If a first order equation isn’t separable or linear, and it can’t be solved using substitutions, then it can be solved if it is in exact form. If it isn’t in exact form, it can be put in exact form.

The Essentials

Every first order differential equation fits in this form:

\[ M(x, y) + N(x, y) \frac{dy}{dx} = 0 \]

The equation is in exact form if:

\[ \frac{\partial M}{\partial y} = \frac{\partial N}{\partial x} \]
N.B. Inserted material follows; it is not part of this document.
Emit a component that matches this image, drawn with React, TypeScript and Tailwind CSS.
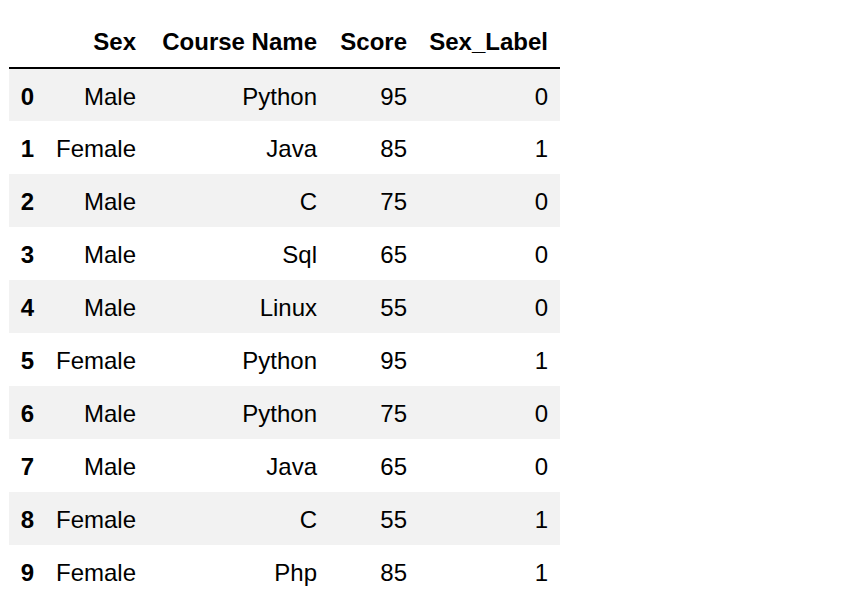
const rows: [string, string, number, number][] = [
  ["Male", "Python", 95, 0],
  ["Female", "Java", 85, 1],
  ["Male", "C", 75, 0],
  ["Male", "Sql", 65, 0],
  ["Male", "Linux", 55, 0],
  ["Female", "Python", 95, 1],
  ["Male", "Python", 75, 0],
  ["Male", "Java", 65, 0],
  ["Female", "C", 55, 1],
  ["Female", "Php", 85, 1],
];

export default function App() {
  return (
    <div className="min-h-screen bg-white pl-[9px] pt-[16px] text-black font-['Liberation_Sans',Arial,sans-serif] text-[24px]">
      <table className="table-fixed border-collapse w-[551px]">
        <colgroup>
          <col className="w-[37px]" />
          <col className="w-[102px]" />
          <col className="w-[181px]" />
          <col className="w-[90px]" />
          <col className="w-[141px]" />
        </colgroup>
        <thead>
          <tr className="h-[52px] border-b-2 border-black">
            <th className="pr-3 text-right font-bold" />
            <th className="pr-3 text-right font-bold">Sex</th>
            <th className="pr-3 text-right font-bold">Course Name</th>
            <th className="pr-3 text-right font-bold">Score</th>
            <th className="pr-3 text-right font-bold">Sex_Label</th>
          </tr>
        </thead>
        <tbody>
          {rows.map((r, i) => (
            <tr key={i} className={i % 2 === 0 ? "h-[53px] bg-[#f2f2f2]" : "h-[53px]"}>
              <th className="pr-3 pt-[3px] text-right font-bold">{i}</th>
              <td className="pr-3 pt-[3px] text-right">{r[0]}</td>
              <td className="pr-3 pt-[3px] text-right">{r[1]}</td>
              <td className="pr-3 pt-[3px] text-right">{r[2]}</td>
              <td className="pr-3 pt-[3px] text-right">{r[3]}</td>
            </tr>
          ))}
        </tbody>
      </table>
    </div>
  );
}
Or, using a different notation:

\[ M_{y} = N_{x} \]

If the equation is in exact form, there exists a potential function \( \phi(x, y)\) where \( \phi_{x} = M \) and \( \phi_{y} = N \). To find the potential function, either do the ’partial integral’ of M or N: \( \int M dx \) or \( \int N dy \). If we choose M, we integrate and instead of adding a constant of integration, C, we add a function of y, \( h(y) \). Then we can take the partial derivative of the result with respect to y and match the \( h′(y) \) term with the appropriate term in N. Likewise, if we choose N, our constant of integration becomes a function of x, \( f(x) \), and we take the partial derivative with respect to x. After we have the potential function, we set it equal to zero and solve for \( y(x) \). The equation will often not be able to be solved for \( y(x) \) in which cases it can be left implicit.

Example

Solve the equation:

\[ 3x^2y + (x^3 - 1) \frac{dy}{dx} = 0 \]

This equation is already in standard form with:

\[ M(x, y) = 3x^2y \] \[ N(x, y) = x^3 - 1 \]

First, we text for exactness:

\[ \frac{\partial M}{\partial y} = 3x^2 \] \[ \frac{\partial N}{\partial x} = 3x^2 \]

Since the partial of M with respect to y and the partial of N with respect to x are equal, the equation is in exact form and we can find the potential function. Next, we integrate. We can choose either M or N, whichever we would rather integrate. In this case we use M. Since \( \phi_x = M \), we integrate with respect to x:

\[ \phi(x, y) = \int M \cdot dx \] \[ \phi(x, y) = \int 3x^2y \cdot dx \] \[ \phi(x, y) = x^3y + h(y) \]

Since we treated y as a constant, are constant of integration is a function of y. Now, since \( \phi_y = N \) we can take the partial derivative with respect to y and the potential function should be equal to N to find \( h(y) \):

\[ \phi_y = N \] \[ x^3 + h'(y) = x^3 - 1 \]

Here, clearly \( h'(y) = -1 \). Therefore \( h(y) = -y + C \). Now we have the potential function:

\[ \phi(x, y) = x^3y - y + C \]

Next, we set the potential function equal to zero and solve for y:

\[ x^3y - y = C \] \[ y(x) = \frac{C}{x^3 - 1} \]

Practice

Verify that this equation is exact, find the potential function, and solve the equation:

\[ 2xy + y^2 + (2xy + x^2) \frac{dy}{dx} = 0 \]

Solution:

Potential function: \( \phi(x, y) = x^2y+xy^2 + C \). Solution: \( x^2y + xy^2 = C \)